YOUR TASK:
Pictures aside, repeat every entry exactly.
----- RECORDS TO USE -----
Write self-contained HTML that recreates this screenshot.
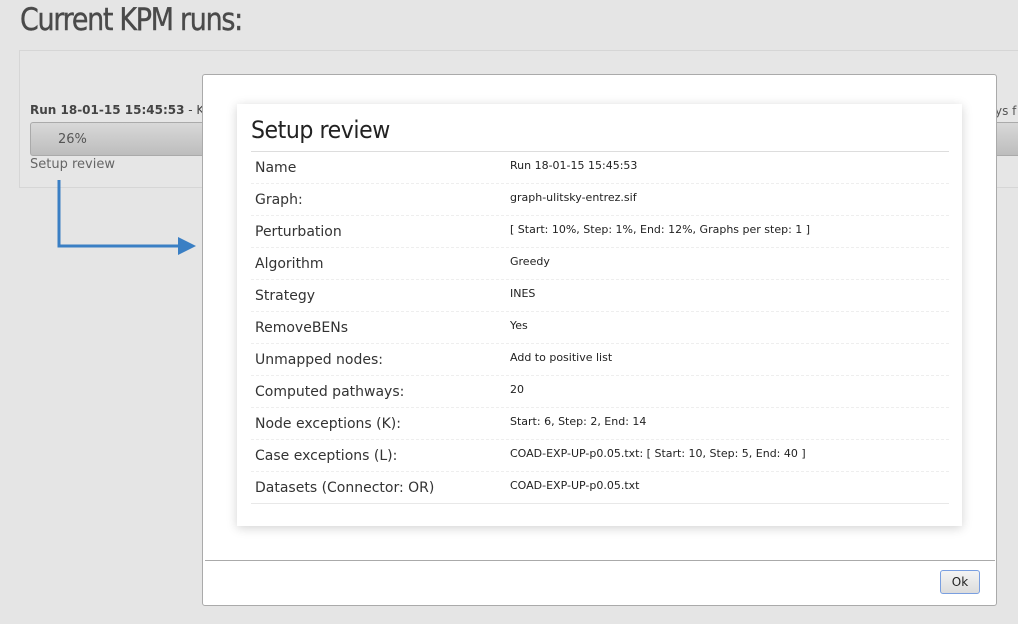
<!DOCTYPE html>
<html><head><style>
body{margin:0;width:1018px;height:624px;background:#e5e5e5;font-family:"DejaVu Sans","Liberation Sans",sans-serif;position:relative;overflow:hidden}
.abs{position:absolute}
h1{position:absolute;left:20px;top:2px;margin:0;font-weight:normal;font-size:31px;color:#4a4a4a;letter-spacing:-1.5px;transform:scaleX(0.87);transform-origin:0 0;-webkit-text-stroke:0.4px #4a4a4a}
.panel{left:19px;top:50px;width:1010px;height:136px;border:1px solid #d6d6d6;background:#e6e6e6}
.bar{left:30px;top:122px;width:1000px;height:32px;border:1px solid #aaa;border-radius:3px;background:linear-gradient(#d8d8d8,#bdbdbd)}
.dlg{left:202px;top:74px;width:793px;height:530px;background:#fff;border:1px solid #aaa;border-radius:3px}
.card{left:237px;top:104px;width:725px;height:422px;background:#fff;box-shadow:0 2px 10px rgba(0,0,0,.18)}
.row{position:absolute;left:251px;width:698px;height:31px;border-bottom:1px dashed #eee}
.row .l{position:absolute;left:4px;top:8px;font-size:14px;color:#333}
.row .v{position:absolute;left:259px;top:7px;font-size:11px;color:#222}
</style></head><body>
<h1>Current KPM runs:</h1>
<div class="abs panel"></div>
<div class="abs" style="left:30px;top:103px;font-size:12px;color:#444"><b>Run 18-01-15 15:45:53</b> - Ke</div>
<div class="abs" style="left:995px;top:104px;font-size:12px;color:#555">ys f</div>
<div class="abs bar"></div>
<div class="abs" style="left:58px;top:132px;font-size:13px;color:#555">26%</div>
<div class="abs" style="left:30px;top:157px;font-size:13px;color:#666">Setup review</div>
<svg class="abs" style="left:0;top:0" width="200" height="260"><path d="M59 180V246H180" fill="none" stroke="#3a7fc4" stroke-width="3"/><path d="M178 237L196 246L178 255Z" fill="#3a7fc4"/></svg>
<div class="abs dlg"></div>
<div class="abs" style="left:205px;top:560px;width:790px;height:1px;background:#aaa"></div>
<div class="abs" style="left:940px;top:570px;width:38px;height:22px;border:1px solid #7a9fe0;border-radius:3px;background:linear-gradient(#f4f4f4,#dcdcdc);font-size:12px;text-align:center;line-height:22px;color:#222">Ok</div>
<div class="abs card"></div>
<div class="abs" style="left:251px;top:116px;font-size:24px;color:#222;letter-spacing:-0.5px;transform:scaleX(0.92);transform-origin:0 0">Setup review</div>
<div class="abs" style="left:251px;top:151px;width:698px;height:1px;background:#ddd"></div>
<div class="row" style="top:152px"><span class="l">Name</span><span class="v">Run 18-01-15 15:45:53</span></div>
<div class="row" style="top:184px"><span class="l">Graph:</span><span class="v">graph-ulitsky-entrez.sif</span></div>
<div class="row" style="top:216px"><span class="l">Perturbation</span><span class="v">[ Start: 10%, Step: 1%, End: 12%, Graphs per step: 1 ]</span></div>
<div class="row" style="top:248px"><span class="l">Algorithm</span><span class="v">Greedy</span></div>
<div class="row" style="top:280px"><span class="l">Strategy</span><span class="v">INES</span></div>
<div class="row" style="top:312px"><span class="l">RemoveBENs</span><span class="v">Yes</span></div>
<div class="row" style="top:344px"><span class="l">Unmapped nodes:</span><span class="v">Add to positive list</span></div>
<div class="row" style="top:376px"><span class="l">Computed pathways:</span><span class="v">20</span></div>
<div class="row" style="top:408px"><span class="l">Node exceptions (K):</span><span class="v">Start: 6, Step: 2, End: 14</span></div>
<div class="row" style="top:440px"><span class="l">Case exceptions (L):</span><span class="v">COAD-EXP-UP-p0.05.txt: [ Start: 10, Step: 5, End: 40 ]</span></div>
<div class="row" style="top:472px;border-bottom:1px solid #e8e8e8"><span class="l">Datasets (Connector: OR)</span><span class="v">COAD-EXP-UP-p0.05.txt</span></div>
</body></html>
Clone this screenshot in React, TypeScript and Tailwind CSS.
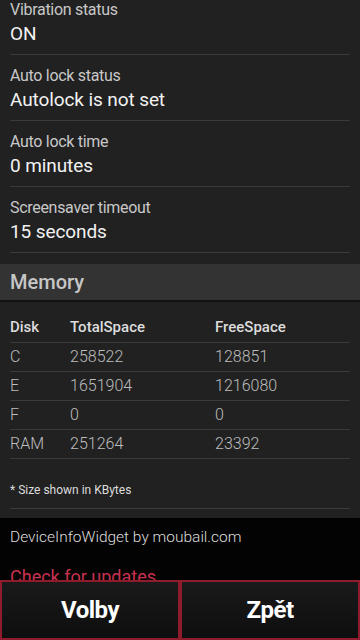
-----
TASK RESULT:
Write self-contained HTML that recreates this screenshot.
<!DOCTYPE html>
<html><head><style>
body{margin:0;width:1018px;height:624px;background:#e5e5e5;font-family:"DejaVu Sans","Liberation Sans",sans-serif;position:relative;overflow:hidden}
.abs{position:absolute}
h1{position:absolute;left:20px;top:2px;margin:0;font-weight:normal;font-size:31px;color:#4a4a4a;letter-spacing:-1.5px;transform:scaleX(0.87);transform-origin:0 0;-webkit-text-stroke:0.4px #4a4a4a}
.panel{left:19px;top:50px;width:1010px;height:136px;border:1px solid #d6d6d6;background:#e6e6e6}
.bar{left:30px;top:122px;width:1000px;height:32px;border:1px solid #aaa;border-radius:3px;background:linear-gradient(#d8d8d8,#bdbdbd)}
.dlg{left:202px;top:74px;width:793px;height:530px;background:#fff;border:1px solid #aaa;border-radius:3px}
.card{left:237px;top:104px;width:725px;height:422px;background:#fff;box-shadow:0 2px 10px rgba(0,0,0,.18)}
.row{position:absolute;left:251px;width:698px;height:31px;border-bottom:1px dashed #eee}
.row .l{position:absolute;left:4px;top:8px;font-size:14px;color:#333}
.row .v{position:absolute;left:259px;top:7px;font-size:11px;color:#222}
</style></head><body>
<h1>Current KPM runs:</h1>
<div class="abs panel"></div>
<div class="abs" style="left:30px;top:103px;font-size:12px;color:#444"><b>Run 18-01-15 15:45:53</b> - Ke</div>
<div class="abs" style="left:995px;top:104px;font-size:12px;color:#555">ys f</div>
<div class="abs bar"></div>
<div class="abs" style="left:58px;top:132px;font-size:13px;color:#555">26%</div>
<div class="abs" style="left:30px;top:157px;font-size:13px;color:#666">Setup review</div>
<svg class="abs" style="left:0;top:0" width="200" height="260"><path d="M59 180V246H180" fill="none" stroke="#3a7fc4" stroke-width="3"/><path d="M178 237L196 246L178 255Z" fill="#3a7fc4"/></svg>
<div class="abs dlg"></div>
<div class="abs" style="left:205px;top:560px;width:790px;height:1px;background:#aaa"></div>
<div class="abs" style="left:940px;top:570px;width:38px;height:22px;border:1px solid #7a9fe0;border-radius:3px;background:linear-gradient(#f4f4f4,#dcdcdc);font-size:12px;text-align:center;line-height:22px;color:#222">Ok</div>
<div class="abs card"></div>
<div class="abs" style="left:251px;top:116px;font-size:24px;color:#222;letter-spacing:-0.5px;transform:scaleX(0.92);transform-origin:0 0">Setup review</div>
<div class="abs" style="left:251px;top:151px;width:698px;height:1px;background:#ddd"></div>
<div class="row" style="top:152px"><span class="l">Name</span><span class="v">Run 18-01-15 15:45:53</span></div>
<div class="row" style="top:184px"><span class="l">Graph:</span><span class="v">graph-ulitsky-entrez.sif</span></div>
<div class="row" style="top:216px"><span class="l">Perturbation</span><span class="v">[ Start: 10%, Step: 1%, End: 12%, Graphs per step: 1 ]</span></div>
<div class="row" style="top:248px"><span class="l">Algorithm</span><span class="v">Greedy</span></div>
<div class="row" style="top:280px"><span class="l">Strategy</span><span class="v">INES</span></div>
<div class="row" style="top:312px"><span class="l">RemoveBENs</span><span class="v">Yes</span></div>
<div class="row" style="top:344px"><span class="l">Unmapped nodes:</span><span class="v">Add to positive list</span></div>
<div class="row" style="top:376px"><span class="l">Computed pathways:</span><span class="v">20</span></div>
<div class="row" style="top:408px"><span class="l">Node exceptions (K):</span><span class="v">Start: 6, Step: 2, End: 14</span></div>
<div class="row" style="top:440px"><span class="l">Case exceptions (L):</span><span class="v">COAD-EXP-UP-p0.05.txt: [ Start: 10, Step: 5, End: 40 ]</span></div>
<div class="row" style="top:472px;border-bottom:1px solid #e8e8e8"><span class="l">Datasets (Connector: OR)</span><span class="v">COAD-EXP-UP-p0.05.txt</span></div>
</body></html>
Clone this screenshot in React, TypeScript and Tailwind CSS.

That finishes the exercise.